DATA FOR THIS TASK
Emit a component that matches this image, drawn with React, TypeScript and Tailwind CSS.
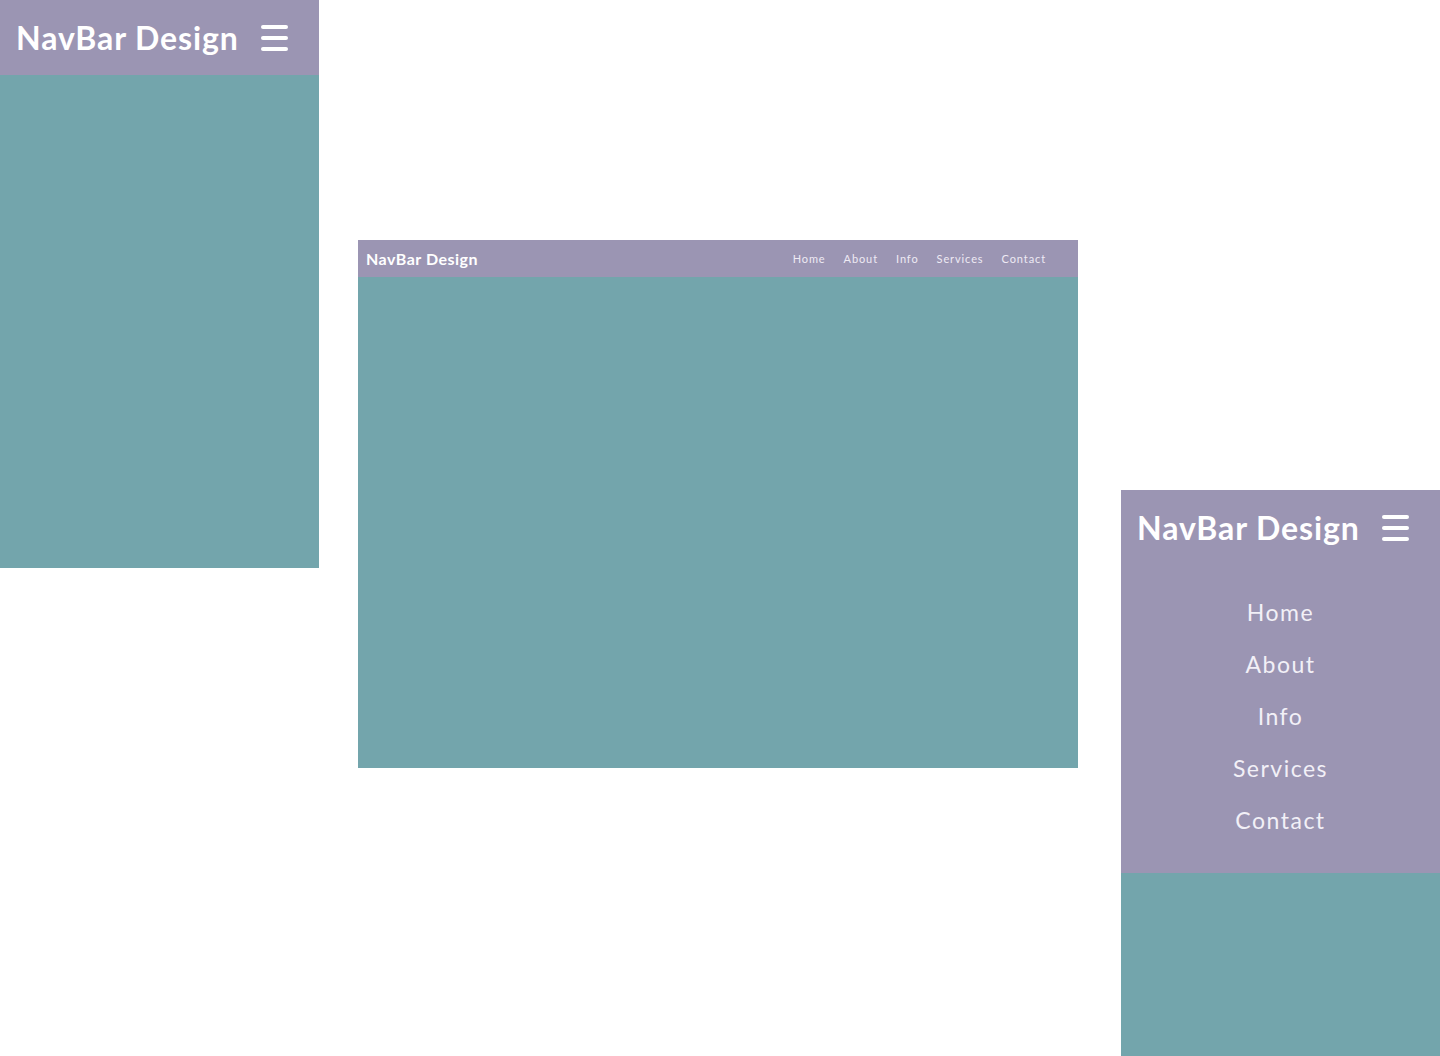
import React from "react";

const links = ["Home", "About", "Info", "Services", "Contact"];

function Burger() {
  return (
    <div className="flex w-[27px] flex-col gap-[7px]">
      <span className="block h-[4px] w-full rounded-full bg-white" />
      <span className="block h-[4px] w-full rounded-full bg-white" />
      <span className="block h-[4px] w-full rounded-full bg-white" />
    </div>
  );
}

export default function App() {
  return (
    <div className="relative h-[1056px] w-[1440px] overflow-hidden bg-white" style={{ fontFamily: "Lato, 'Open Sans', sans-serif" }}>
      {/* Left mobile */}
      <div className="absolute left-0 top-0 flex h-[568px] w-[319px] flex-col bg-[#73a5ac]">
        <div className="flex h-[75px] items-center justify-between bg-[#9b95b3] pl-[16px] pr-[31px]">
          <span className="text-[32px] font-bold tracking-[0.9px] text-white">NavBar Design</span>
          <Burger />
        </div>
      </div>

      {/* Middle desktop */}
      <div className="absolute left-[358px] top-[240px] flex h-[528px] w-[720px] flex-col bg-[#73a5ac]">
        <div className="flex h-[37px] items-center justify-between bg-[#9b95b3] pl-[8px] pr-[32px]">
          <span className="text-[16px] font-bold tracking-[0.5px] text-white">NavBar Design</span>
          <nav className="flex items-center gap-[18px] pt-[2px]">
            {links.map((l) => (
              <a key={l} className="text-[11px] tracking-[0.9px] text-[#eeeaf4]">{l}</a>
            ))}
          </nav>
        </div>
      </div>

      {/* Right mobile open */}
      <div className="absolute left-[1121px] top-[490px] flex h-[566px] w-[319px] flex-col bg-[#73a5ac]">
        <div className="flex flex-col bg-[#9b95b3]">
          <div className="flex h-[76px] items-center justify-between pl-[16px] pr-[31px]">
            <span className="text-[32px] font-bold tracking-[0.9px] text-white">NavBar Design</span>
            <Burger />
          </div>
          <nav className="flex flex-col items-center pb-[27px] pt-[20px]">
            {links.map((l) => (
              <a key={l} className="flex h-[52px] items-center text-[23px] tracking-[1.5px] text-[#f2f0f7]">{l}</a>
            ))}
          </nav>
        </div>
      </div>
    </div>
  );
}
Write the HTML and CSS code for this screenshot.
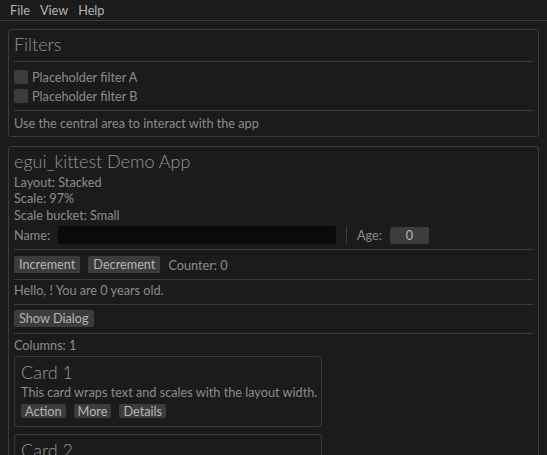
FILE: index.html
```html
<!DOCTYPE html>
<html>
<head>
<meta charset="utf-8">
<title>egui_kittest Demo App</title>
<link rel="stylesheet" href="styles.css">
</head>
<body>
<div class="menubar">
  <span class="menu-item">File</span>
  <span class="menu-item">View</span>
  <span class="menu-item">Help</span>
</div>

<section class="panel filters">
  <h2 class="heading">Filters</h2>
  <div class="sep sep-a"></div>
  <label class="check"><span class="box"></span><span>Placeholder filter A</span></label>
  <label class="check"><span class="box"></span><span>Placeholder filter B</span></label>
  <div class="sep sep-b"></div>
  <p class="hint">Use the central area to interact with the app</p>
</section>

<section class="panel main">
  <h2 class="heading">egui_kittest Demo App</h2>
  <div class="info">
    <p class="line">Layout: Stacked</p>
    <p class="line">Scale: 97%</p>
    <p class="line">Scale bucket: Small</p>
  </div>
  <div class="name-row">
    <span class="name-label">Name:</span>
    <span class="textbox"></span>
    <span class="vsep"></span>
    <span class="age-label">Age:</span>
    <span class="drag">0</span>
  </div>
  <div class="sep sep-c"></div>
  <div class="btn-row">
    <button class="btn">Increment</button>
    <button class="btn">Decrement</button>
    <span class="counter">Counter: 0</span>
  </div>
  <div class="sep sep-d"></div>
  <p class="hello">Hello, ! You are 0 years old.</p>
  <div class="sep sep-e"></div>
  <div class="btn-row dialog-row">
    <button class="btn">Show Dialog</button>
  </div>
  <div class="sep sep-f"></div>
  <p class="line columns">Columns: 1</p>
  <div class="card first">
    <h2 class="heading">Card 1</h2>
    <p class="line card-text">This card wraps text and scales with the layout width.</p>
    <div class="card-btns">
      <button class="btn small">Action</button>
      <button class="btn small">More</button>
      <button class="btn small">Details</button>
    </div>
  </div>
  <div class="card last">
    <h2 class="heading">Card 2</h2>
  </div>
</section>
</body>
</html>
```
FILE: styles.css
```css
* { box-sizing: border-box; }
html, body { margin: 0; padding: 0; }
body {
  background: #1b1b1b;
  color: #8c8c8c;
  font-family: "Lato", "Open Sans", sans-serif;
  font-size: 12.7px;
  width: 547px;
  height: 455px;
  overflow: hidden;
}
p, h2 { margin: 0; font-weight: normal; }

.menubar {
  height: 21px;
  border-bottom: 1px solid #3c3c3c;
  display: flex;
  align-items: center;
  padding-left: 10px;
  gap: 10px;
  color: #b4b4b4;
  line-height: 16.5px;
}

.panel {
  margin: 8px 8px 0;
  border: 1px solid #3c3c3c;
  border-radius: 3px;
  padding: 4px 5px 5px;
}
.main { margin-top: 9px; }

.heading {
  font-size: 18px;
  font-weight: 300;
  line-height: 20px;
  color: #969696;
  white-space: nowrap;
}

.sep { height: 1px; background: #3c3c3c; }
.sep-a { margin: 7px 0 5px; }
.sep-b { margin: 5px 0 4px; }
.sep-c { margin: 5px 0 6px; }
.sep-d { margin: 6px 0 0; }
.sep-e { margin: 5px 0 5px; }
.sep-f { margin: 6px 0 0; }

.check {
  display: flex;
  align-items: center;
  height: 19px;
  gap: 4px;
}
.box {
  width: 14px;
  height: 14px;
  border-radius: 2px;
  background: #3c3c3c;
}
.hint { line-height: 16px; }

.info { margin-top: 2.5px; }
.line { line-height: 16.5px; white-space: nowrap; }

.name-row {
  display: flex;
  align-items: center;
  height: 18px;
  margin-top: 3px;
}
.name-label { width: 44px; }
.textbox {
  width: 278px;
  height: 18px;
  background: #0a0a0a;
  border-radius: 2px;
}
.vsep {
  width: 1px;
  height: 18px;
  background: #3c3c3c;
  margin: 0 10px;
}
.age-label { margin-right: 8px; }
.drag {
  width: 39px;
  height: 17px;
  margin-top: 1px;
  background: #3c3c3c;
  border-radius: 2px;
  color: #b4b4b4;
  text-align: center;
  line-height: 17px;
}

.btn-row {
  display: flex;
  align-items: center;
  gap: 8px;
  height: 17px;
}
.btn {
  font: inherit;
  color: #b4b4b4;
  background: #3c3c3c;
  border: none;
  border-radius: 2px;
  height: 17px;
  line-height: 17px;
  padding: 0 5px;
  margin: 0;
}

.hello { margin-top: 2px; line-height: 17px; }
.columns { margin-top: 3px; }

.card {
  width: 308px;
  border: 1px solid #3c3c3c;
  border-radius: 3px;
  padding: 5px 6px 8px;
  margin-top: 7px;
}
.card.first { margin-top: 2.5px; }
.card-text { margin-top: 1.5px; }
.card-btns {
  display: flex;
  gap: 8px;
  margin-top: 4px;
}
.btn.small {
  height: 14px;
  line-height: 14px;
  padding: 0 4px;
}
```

TASK PROMPT
Pictures stay out; repeat all the rest of the records exactly.

WRITTEN ANSWER
Emit a component that matches this image, drawn with React, TypeScript and Tailwind CSS.
import React from "react";

const links = ["Home", "About", "Info", "Services", "Contact"];

function Burger() {
  return (
    <div className="flex w-[27px] flex-col gap-[7px]">
      <span className="block h-[4px] w-full rounded-full bg-white" />
      <span className="block h-[4px] w-full rounded-full bg-white" />
      <span className="block h-[4px] w-full rounded-full bg-white" />
    </div>
  );
}

export default function App() {
  return (
    <div className="relative h-[1056px] w-[1440px] overflow-hidden bg-white" style={{ fontFamily: "Lato, 'Open Sans', sans-serif" }}>
      {/* Left mobile */}
      <div className="absolute left-0 top-0 flex h-[568px] w-[319px] flex-col bg-[#73a5ac]">
        <div className="flex h-[75px] items-center justify-between bg-[#9b95b3] pl-[16px] pr-[31px]">
          <span className="text-[32px] font-bold tracking-[0.9px] text-white">NavBar Design</span>
          <Burger />
        </div>
      </div>

      {/* Middle desktop */}
      <div className="absolute left-[358px] top-[240px] flex h-[528px] w-[720px] flex-col bg-[#73a5ac]">
        <div className="flex h-[37px] items-center justify-between bg-[#9b95b3] pl-[8px] pr-[32px]">
          <span className="text-[16px] font-bold tracking-[0.5px] text-white">NavBar Design</span>
          <nav className="flex items-center gap-[18px] pt-[2px]">
            {links.map((l) => (
              <a key={l} className="text-[11px] tracking-[0.9px] text-[#eeeaf4]">{l}</a>
            ))}
          </nav>
        </div>
      </div>

      {/* Right mobile open */}
      <div className="absolute left-[1121px] top-[490px] flex h-[566px] w-[319px] flex-col bg-[#73a5ac]">
        <div className="flex flex-col bg-[#9b95b3]">
          <div className="flex h-[76px] items-center justify-between pl-[16px] pr-[31px]">
            <span className="text-[32px] font-bold tracking-[0.9px] text-white">NavBar Design</span>
            <Burger />
          </div>
          <nav className="flex flex-col items-center pb-[27px] pt-[20px]">
            {links.map((l) => (
              <a key={l} className="flex h-[52px] items-center text-[23px] tracking-[1.5px] text-[#f2f0f7]">{l}</a>
            ))}
          </nav>
        </div>
      </div>
    </div>
  );
}
Write the HTML and CSS code for this screenshot.
FILE: index.html
```html
<!DOCTYPE html>
<html>
<head>
<meta charset="utf-8">
<title>egui_kittest Demo App</title>
<link rel="stylesheet" href="styles.css">
</head>
<body>
<div class="menubar">
  <span class="menu-item">File</span>
  <span class="menu-item">View</span>
  <span class="menu-item">Help</span>
</div>

<section class="panel filters">
  <h2 class="heading">Filters</h2>
  <div class="sep sep-a"></div>
  <label class="check"><span class="box"></span><span>Placeholder filter A</span></label>
  <label class="check"><span class="box"></span><span>Placeholder filter B</span></label>
  <div class="sep sep-b"></div>
  <p class="hint">Use the central area to interact with the app</p>
</section>

<section class="panel main">
  <h2 class="heading">egui_kittest Demo App</h2>
  <div class="info">
    <p class="line">Layout: Stacked</p>
    <p class="line">Scale: 97%</p>
    <p class="line">Scale bucket: Small</p>
  </div>
  <div class="name-row">
    <span class="name-label">Name:</span>
    <span class="textbox"></span>
    <span class="vsep"></span>
    <span class="age-label">Age:</span>
    <span class="drag">0</span>
  </div>
  <div class="sep sep-c"></div>
  <div class="btn-row">
    <button class="btn">Increment</button>
    <button class="btn">Decrement</button>
    <span class="counter">Counter: 0</span>
  </div>
  <div class="sep sep-d"></div>
  <p class="hello">Hello, ! You are 0 years old.</p>
  <div class="sep sep-e"></div>
  <div class="btn-row dialog-row">
    <button class="btn">Show Dialog</button>
  </div>
  <div class="sep sep-f"></div>
  <p class="line columns">Columns: 1</p>
  <div class="card first">
    <h2 class="heading">Card 1</h2>
    <p class="line card-text">This card wraps text and scales with the layout width.</p>
    <div class="card-btns">
      <button class="btn small">Action</button>
      <button class="btn small">More</button>
      <button class="btn small">Details</button>
    </div>
  </div>
  <div class="card last">
    <h2 class="heading">Card 2</h2>
  </div>
</section>
</body>
</html>
```
FILE: styles.css
```css
* { box-sizing: border-box; }
html, body { margin: 0; padding: 0; }
body {
  background: #1b1b1b;
  color: #8c8c8c;
  font-family: "Lato", "Open Sans", sans-serif;
  font-size: 12.7px;
  width: 547px;
  height: 455px;
  overflow: hidden;
}
p, h2 { margin: 0; font-weight: normal; }

.menubar {
  height: 21px;
  border-bottom: 1px solid #3c3c3c;
  display: flex;
  align-items: center;
  padding-left: 10px;
  gap: 10px;
  color: #b4b4b4;
  line-height: 16.5px;
}

.panel {
  margin: 8px 8px 0;
  border: 1px solid #3c3c3c;
  border-radius: 3px;
  padding: 4px 5px 5px;
}
.main { margin-top: 9px; }

.heading {
  font-size: 18px;
  font-weight: 300;
  line-height: 20px;
  color: #969696;
  white-space: nowrap;
}

.sep { height: 1px; background: #3c3c3c; }
.sep-a { margin: 7px 0 5px; }
.sep-b { margin: 5px 0 4px; }
.sep-c { margin: 5px 0 6px; }
.sep-d { margin: 6px 0 0; }
.sep-e { margin: 5px 0 5px; }
.sep-f { margin: 6px 0 0; }

.check {
  display: flex;
  align-items: center;
  height: 19px;
  gap: 4px;
}
.box {
  width: 14px;
  height: 14px;
  border-radius: 2px;
  background: #3c3c3c;
}
.hint { line-height: 16px; }

.info { margin-top: 2.5px; }
.line { line-height: 16.5px; white-space: nowrap; }

.name-row {
  display: flex;
  align-items: center;
  height: 18px;
  margin-top: 3px;
}
.name-label { width: 44px; }
.textbox {
  width: 278px;
  height: 18px;
  background: #0a0a0a;
  border-radius: 2px;
}
.vsep {
  width: 1px;
  height: 18px;
  background: #3c3c3c;
  margin: 0 10px;
}
.age-label { margin-right: 8px; }
.drag {
  width: 39px;
  height: 17px;
  margin-top: 1px;
  background: #3c3c3c;
  border-radius: 2px;
  color: #b4b4b4;
  text-align: center;
  line-height: 17px;
}

.btn-row {
  display: flex;
  align-items: center;
  gap: 8px;
  height: 17px;
}
.btn {
  font: inherit;
  color: #b4b4b4;
  background: #3c3c3c;
  border: none;
  border-radius: 2px;
  height: 17px;
  line-height: 17px;
  padding: 0 5px;
  margin: 0;
}

.hello { margin-top: 2px; line-height: 17px; }
.columns { margin-top: 3px; }

.card {
  width: 308px;
  border: 1px solid #3c3c3c;
  border-radius: 3px;
  padding: 5px 6px 8px;
  margin-top: 7px;
}
.card.first { margin-top: 2.5px; }
.card-text { margin-top: 1.5px; }
.card-btns {
  display: flex;
  gap: 8px;
  margin-top: 4px;
}
.btn.small {
  height: 14px;
  line-height: 14px;
  padding: 0 4px;
}
```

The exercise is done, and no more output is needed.